Wednesday, June 12
To all of you who are following my little journey in search of America (or a bit of it). I am having a splendid evening. I arrived at this remote and understated camp, not far from Leadville, about two p.m. I did the minimum to set up camp. Only one other couple is here. They have a pickup on which is an iron frame, on top of which, level with the top of the pickup cab, is their tent. They have a ladder, aluminum, to get up into the tent. It took them about 75 minutes to set up. This seems like something the husband thought of and the long suffering wife went along. She probably hates it. It is an absolutely perfect day, now evening. I built a fire for the first time. Since I am planning to stay at the dreaded KOA campground tomorrow night, just for the uses of satire. Who knows? Maybe I will love it. I haven’t been to a KOA since I was first married, in 1986 or 87. At a market I bought a pork kebab. I bought it over beef because it was only half as expensive. Around me are aspens covering much of but not all of the mountains. I’m just of US 24 and so far I hear a car every few minutes. I expect that to taper off soon. I am drinking a glass of chilled white wine. I will open a bottle of Pinot Noir soon. And I have been eating a really fine sharp white cheddar cheese with Wheat Thins. It is peaceful here. The sun has not gone down but it has gone behind the mountain to the west. It is a bit chilly. The fire will help to keep me warm. But here’s the best of the story of today. I’ve read 172 pages of Down the Great Unknown, an account of John Wesley Powell’s journey on the Green and Colorado Rivers in 1969. I have read in this book by Edward Dolnick in the past, but not all of it, for much of it comes as new to me. He’s surprisingly good with his modern similes and metaphors for the dangers Powell and his nine men endured. What could be better than to read John Wesley Powell in Powell’s beloved Colorado? In addition to all of that, I have been in the Zone—I have reached that effortless reading moment when you think you could now read forever without pause. My kebab is, I think, done, so I will take a short break. But if you want to know what perfection is to me, it is a wild place in the American West, books of the humanities, something to write on, an open fire, just enough wine to build an elevation of consciousness, and simple food being prepared in the old old way.

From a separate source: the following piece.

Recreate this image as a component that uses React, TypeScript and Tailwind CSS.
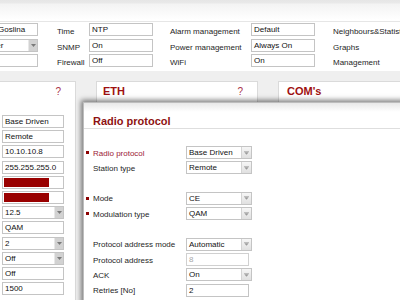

It's dusk now, and the other three camping groups are beginning to bed down. My meal was very good. The fire continues, and of course it is mesmerizing. It is as calm and perfect an evening as you could ask. I can just see my breath, but not enough to drive me inside. I had to stop reading. Powell and his eight fellow adventurers have just entered the Grand Canyon, which Powell named. If they could have been supplied new boats and plenty of food just when the began to transit the Grand Canyon, that would have made it a very different journey. But by the time they entered the Grand Canyon, their boats were broken and battered, they had very little food left and that rancid, they were ragged, almost naked, and they were filled with fear. If they could have helicoptered out, would they have? At the key moment, at Separation Rapids, Powell seriously considers climbing out up the north rim. But he says something like, “But to say that there is a portion of the river I cannot run, a portion of the Grand Canyon I cannot explore, having already almost accomplished it, is more than I am willing to admit [is that the right word?] and I determine to go on.”
I know when I hiked the Little Missouri last time, around day 14 or 15 I wanted to be done. I did not wish to quit, but I wished to be done. But I knew three things. If I quit, I would have to tell my friends that I had quit, and to quit was to fail. Second, if I quit there was no easy way to contact Jim Fuglie, my ride, who expected to meet me three days later at a campground in the north unit of Theodore Roosevelt National Park. And three, if I quit, I would be diminished, with or without public shame. It would be a measure of me. So I pushed on, and felt the triumph of completing the journey. The last day was difficult, because it rained hard the night before, and I had to slog through bentonite and mud.
How fortunate I am to have this life. There are many difficulties, and downsides. I won’t enumerate them. But the upside is amazing and purely good. I get to do things like this and call it work. I get to read for a living. I can turn my adventures into stories. Few find fault with what I do. The night is just this side of gelid now. I am hearing things moving in the dark, when they did not stir by day. My campsite is surrounded with large boulders and rocks, dark. The moon is over half full. I was wrong earlier when I said it was waning. I have my favorite coat on, a green canvas coat I bought with my daughter Catherine in Aurora, Colorado, fifteen or more years ago. It is tattered, ratty really, needing to be retired. But I love it, in part because those times I had with Catherine in those years, were among the happiest experiences of my life.
I am so glad that I spent one last night in the wild before heading back to the inevitable compromise of a KOA campground. I got a bonus day and night, and I was able to read most of the book of the journey of Powell in 1869. I am fortunate, too, in the mighty men I get to portray. All of them greater in every way, but all inspiring.
I am afraid of nothing but Homo Sapiens. But the folks who are here seem very docile. If you are sleeping in a tent lofted high over the bed of your pickup, you are probably not desperadoes.
I’m alone on pad 1 waiting for liftoff. This is the dullest place I have ever been.